Going back to vim: I’d love hear your thoughts on how desktop applications should handle Python scripting/plugins. IMO, we should have a lighter-weight way to do that than each such project becoming a redistributor of Python, and e.g. re-releasing each new Python security fix. (Ask the release managers how painful it is for CPython to bundle OpenSSL!)
Allowing users to use a Python they already have sounds like a good way to go for me. It’s not perfect yet of course, but it’s a good direction.

Oh. Thanks!
If it was me I’d write a PEP. I don’t really understand why one is not needed for such massive C-API reorganizations.

encukou · September 5, 2023, 7:13am

Sorry that you feel the pressure, but AFAIK others want to improve this situation. A new release of Python should just work. Sure, it never was that way and maybe we’ll never get there, but that doesn’t mean we shouldn’t try.
Perhaps there’s something we can do to reduce the pressure on people who care about other things?
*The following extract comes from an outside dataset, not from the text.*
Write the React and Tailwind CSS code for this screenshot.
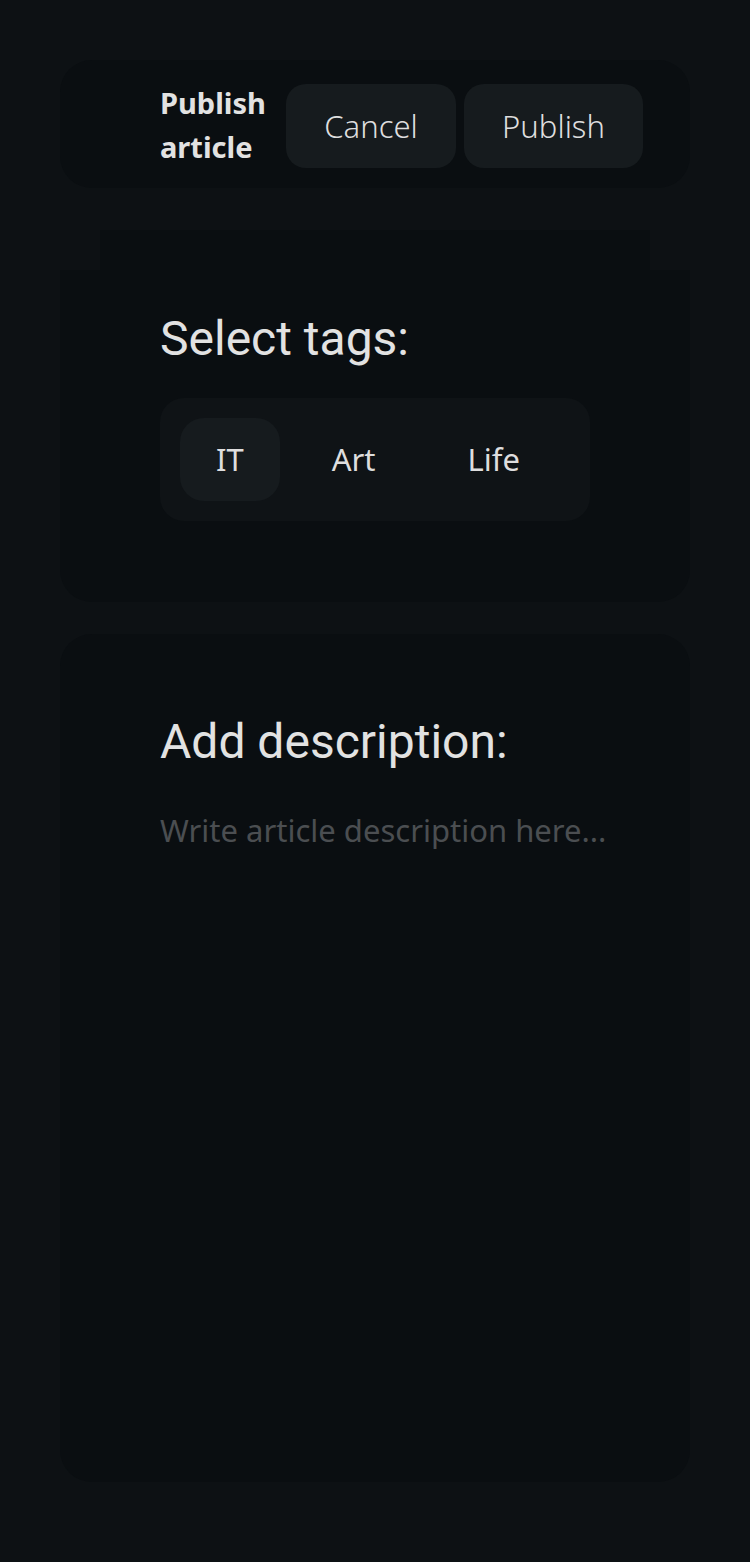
import React, { useState } from 'react';

const body = { fontFamily: '"Noto Sans", "Open Sans", sans-serif' };
const head = { fontFamily: 'Roboto, "Noto Sans", sans-serif' };

const tags = ['IT', 'Art', 'Life'];

export default function App() {
  const [active, setActive] = useState('IT');
  const [desc, setDesc] = useState('');

  return (
    <div className="min-h-[1562px] bg-[#0d1114] px-[60px] pt-[60px]" style={body}>
      {/* header */}
      <header className="h-[128px] rounded-[32px] bg-[#0a0e11] flex items-center pl-[100px] pr-[47px] pt-1">
        <h1 className="w-[120px] -mt-[2px] text-[29px] font-bold leading-[44px] text-[#e2e2e2]">
          Publish article
        </h1>
        <div className="ml-auto flex gap-2">
          <button className="w-[170px] h-[84px] rounded-[20px] bg-[#161b1e] text-[31px] font-light text-[#dedede]">
            Cancel
          </button>
          <button className="w-[179px] h-[84px] rounded-[20px] bg-[#161b1e] text-[31px] font-light text-[#dedede]">
            Publish
          </button>
        </div>
      </header>

      {/* tags */}
      <section className="mt-[42px]">
        <div className="mx-10 h-10 bg-[#0a0e11]" />
        <div className="rounded-b-[32px] bg-[#0a0e11] pl-[100px] pt-[41px] pb-[81px]">
          <h2 className="text-[48px] leading-[56px] text-[#e2e2e2]" style={head}>
            Select tags:
          </h2>
          <div className="mt-[31px] w-[430px] rounded-[24px] bg-[#0f1316] p-5 flex gap-4">
            {tags.map((t) => (
              <button
                key={t}
                onClick={() => setActive(t)}
                className={`h-[83px] px-9 rounded-[24px] text-[31px] text-[#dedede] ${
                  active === t ? 'bg-[#161b1e]' : 'bg-transparent'
                } ${t === 'Life' ? 'ml-[4px]' : ''}`}
              >
                {t}
              </button>
            ))}
          </div>
        </div>
      </section>

      {/* description */}
      <section className="mt-[32px] h-[848px] rounded-[32px] bg-[#0a0e11] pl-[100px] pr-[40px] pt-[80px] flex flex-col">
        <h2 className="text-[48px] leading-[56px] text-[#e2e2e2]" style={head}>
          Add description:
        </h2>
        <textarea
          value={desc}
          onChange={(e) => setDesc(e.target.value)}
          placeholder="Write article description here..."
          className="mt-[38px] flex-1 resize-none bg-transparent outline-none text-[31px] leading-[44px] text-[#dedede] placeholder:text-[#4b4e51]"
        />
      </section>
    </div>
  );
}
Yet, it has users that are very happy about it.

Neither does it help the homebrew install crowd, nor the [click here to Download Blender] crowd.
It’s not just building, and it’s not just wheels.

pitrou · September 5, 2023, 8:26am

I agree with Victor here. It may not be practically possible to start working on wheels before the final Python release. One reason can be that dependencies (such as Numpy) are not ready. Another reason is that Python RCs are not available in most distribution channels (such as conda-forge, etc.). Actually, even the final Python may take several weeks to be packaged in those distribution channels.

You cannot really ask package maintainers to go out of their way and implement a different build or testing procedure for Python RCs (or betas) than the one they use for released Pythons.

And of course if the new Python version requires changes to the package’s source code to maintain compatibility, then the new wheels will lag even more than if a mere rebuild had been sufficient.